The intricate arrangements in Scott's originals stem from his classical background as a music major at the University of Maryland and George Washington University. His band's flexibility allows Scott to shift gears smoothly from aggressive rock to a lighter, folk-blues sound.
"Finger picking is something that is very unique," Scott said. "I'm proud of the way ["Fear of Falling"] is composed. It reminded me of "Shape of My Heart" by Sting--a melody that's totally different that balances it out."
It was a pleasant surprise to run into Scott's band at the Towne Centre, a decidedly nontraditional venue.
"I think it's actually more of where I need to be," he said. "For whatever reason, I like people seeing me set up, with a look on their face like, OK, what does this guy do? People are looking to see what you can bring to the art form, not what you can mimic from the art form."
His audience seemed to get the message, swaying and dancing to every song. Covers like Prince's "Purple Rain" and the Red Hot Chili Peppers' "Californication" might have been on the cheesy side, but were solid enough to keep the crowd interested without resorting to outright mimicry.
Scott's musical inspirations bleed into his lyrics. You might not immediately hear Counting Crows, but it's in there--Scott is a big fan of their first album, "August and Everything After."

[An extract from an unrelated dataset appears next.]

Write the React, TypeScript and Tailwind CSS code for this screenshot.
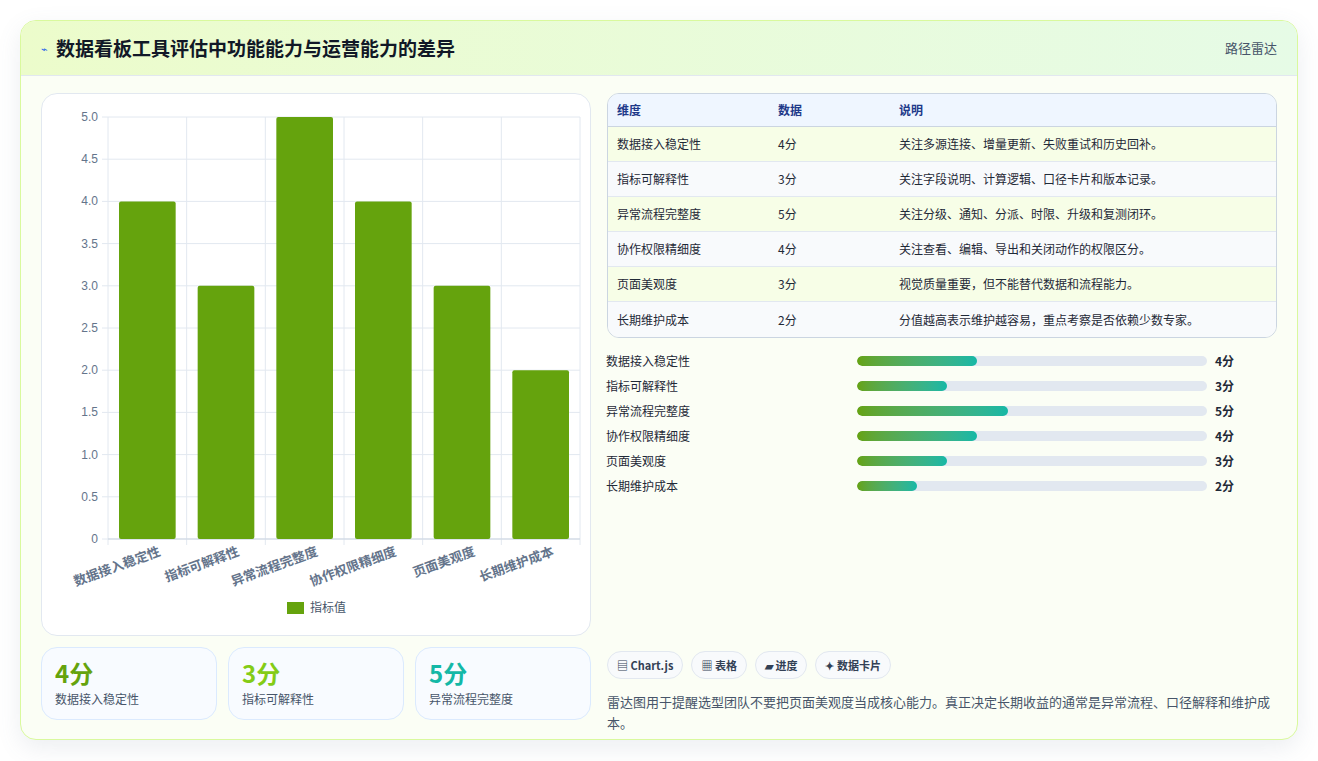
import React from "react";

const F = { fontFamily: '"Noto Sans CJK SC", "Noto Sans", sans-serif' };
const items = [
  ["数据接入稳定性", 4, "关注多源连接、增量更新、失败重试和历史回补。"],
  ["指标可解释性", 3, "关注字段说明、计算逻辑、口径卡片和版本记录。"],
  ["异常流程完整度", 5, "关注分级、通知、分派、时限、升级和复测闭环。"],
  ["协作权限精细度", 4, "关注查看、编辑、导出和关闭动作的权限区分。"],
  ["页面美观度", 3, "视觉质量重要，但不能替代数据和流程能力。"],
  ["长期维护成本", 2, "分值越高表示维护越容易，重点考察是否依赖少数专家。"],
] as const;

function Chart() {
  const L = 66, R = 538, T = 23, B = 445;
  const cw = (R - L) / 6;
  const y = (v: number) => B - (v / 5) * (B - T);
  const ticks = [0, 0.5, 1, 1.5, 2, 2.5, 3, 3.5, 4, 4.5, 5];
  return (
    <svg width="550" height="541" style={{ fontFamily: '"Noto Sans CJK SC", sans-serif' }}>
      {ticks.map((t) => (
        <g key={t}>
          <line x1={L - 6} x2={R} y1={y(t)} y2={y(t)} stroke="#e2e8f0" />
          <text x={L - 10} y={y(t) + 4} textAnchor="end" fontSize="12" fill="#64748b" fontFamily="Liberation Sans, sans-serif">
            {t === 0 ? "0" : t.toFixed(1)}
          </text>
        </g>
      ))}
      {Array.from({ length: 7 }).map((_, i) => (
        <line key={i} x1={L + i * cw} x2={L + i * cw} y1={T} y2={B + 6} stroke="#e2e8f0" />
      ))}
      <line x1={L} x2={R} y1={B} y2={B} stroke="#cbd5e1" />
      {items.map(([n, v], i) => (
        <g key={n}>
          <rect x={L + i * cw + 11} y={y(v)} width={cw - 22} height={B - y(v)} rx="2" fill="#65a30d" />
          <text
            transform={`translate(${L + i * cw + cw / 2 + 14},${B + 16}) rotate(-20)`}
            textAnchor="end"
            fontSize="13"
            fontWeight="700"
            fill="#64748b"
          >
            {n}
          </text>
        </g>
      ))}
      <rect x="245" y="508" width="17" height="12" fill="#65a30d" />
      <text x="268" y="518" fontSize="12" fill="#475569">指标值</text>
    </svg>
  );
}

export default function App() {
  return (
    <div className="w-[1318px] h-[761px] bg-white p-5" style={F}>
      <div className="h-[720px] rounded-2xl border border-[#d9f99d] bg-[#fbfef5] shadow-[0_8px_24px_rgba(100,116,139,0.12)] overflow-hidden flex flex-col">
        <div className="h-[55px] flex items-center justify-between px-5 bg-gradient-to-r from-[#ecfccb] to-[#e6fbe6] border-b border-[#e2e8f0]">
          <div className="flex items-center gap-2">
            <span className="text-[11px] text-[#2563eb]">⌁</span>
            <span className="text-[19px] font-bold text-[#111827]">数据看板工具评估中功能能力与运营能力的差异</span>
          </div>
          <span className="text-[13px] text-[#475569]">路径雷达</span>
        </div>
        <div className="flex gap-4 px-5 pt-[17px]">
          <div className="w-[550px] flex flex-col gap-[11px]">
            <div className="h-[543px] rounded-2xl border border-[#e2e8f0] bg-white overflow-hidden">
              <Chart />
            </div>
            <div className="flex gap-[11px]">
              {[["4分", "text-[#65a30d]", "数据接入稳定性"], ["3分", "text-[#84cc16]", "指标可解释性"], ["5分", "text-[#14b8a6]", "异常流程完整度"]].map(([v, c, l]) => (
                <div key={l} className="flex-1 h-[73px] rounded-2xl border border-[#dbeafe] bg-[#f8fbff] px-[13px] pt-[10px]">
                  <div className={`text-[24px] font-bold leading-[30px] ${c}`}>{v}</div>
                  <div className="text-[12px] text-[#475569] mt-[2px]">{l}</div>
                </div>
              ))}
            </div>
          </div>
          <div className="flex-1 flex flex-col">
            <div className="rounded-xl border border-[#cbd5e1] overflow-hidden text-[12px]">
              <div className="flex h-[33px] items-center bg-[#eff6ff] text-[#1e3a8a] font-bold border-b border-[#cbd5e1]">
                <div className="w-[170px] pl-[9px]">维度</div>
                <div className="w-[121px]">数据</div>
                <div>说明</div>
              </div>
              {items.map(([n, v, d], i) => (
                <div key={n} className={`flex h-[35px] items-center text-[#1f2937] ${i % 2 ? "bg-[#f8fafc]" : "bg-[#f7fee7]"} ${i < 5 ? "border-b border-[#e2e8f0]" : ""}`}>
                  <div className="w-[170px] pl-[9px]">{n}</div>
                  <div className="w-[121px]">{v}分</div>
                  <div>{d}</div>
                </div>
              ))}
            </div>
            <div className="mt-[10px] flex flex-col">
              {items.map(([n, v]) => (
                <div key={n} className="flex items-center h-[25px] text-[12px] text-[#1f2937]">
                  <div className="w-[251px] -ml-px">{n}</div>
                  <div className="w-[350px] h-[10px] rounded-full bg-[#e2e8f0] overflow-hidden">
                    <div className="h-full rounded-full bg-gradient-to-r from-[#65a30d] to-[#14b8a6]" style={{ width: `${v * 8.6}%` }} />
                  </div>
                  <div className="ml-2 font-bold">{v}分</div>
                </div>
              ))}
            </div>
            <div className="mt-[153px] flex gap-2 text-[11px] font-bold text-[#334155]">
              {["▤ Chart.js", "▦ 表格", "▰ 进度", "✦ 数据卡片"].map((c) => (
                <span key={c} className="h-[28px] px-[9px] flex items-center rounded-full border border-[#e2e8f0] bg-[#f8fafc]">{c}</span>
              ))}
            </div>
            <p className="mt-[12px] text-[13px] leading-[21px] text-[#475569]">
              雷达图用于提醒选型团队不要把页面美观度当成核心能力。真正决定长期收益的通常是异常流程、口径解释和维护成本。
            </p>
          </div>
        </div>
      </div>
    </div>
  );
}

"When that album came out I went to the food court and read all of the lyrics on the CD insert," he said. "He allowed me to be OK with getting the poetry in there, and to sing about loveable things. It was a renaissance for me, to not worry about rocking the house all the time and actually tell a story."
Scott's integration of musical styles is appealing, and a smart homage to his band's musical ability and experience.
"It's all colors I can use on a palette to create a song," he said. "Don't compartmentalize, it's all integrated."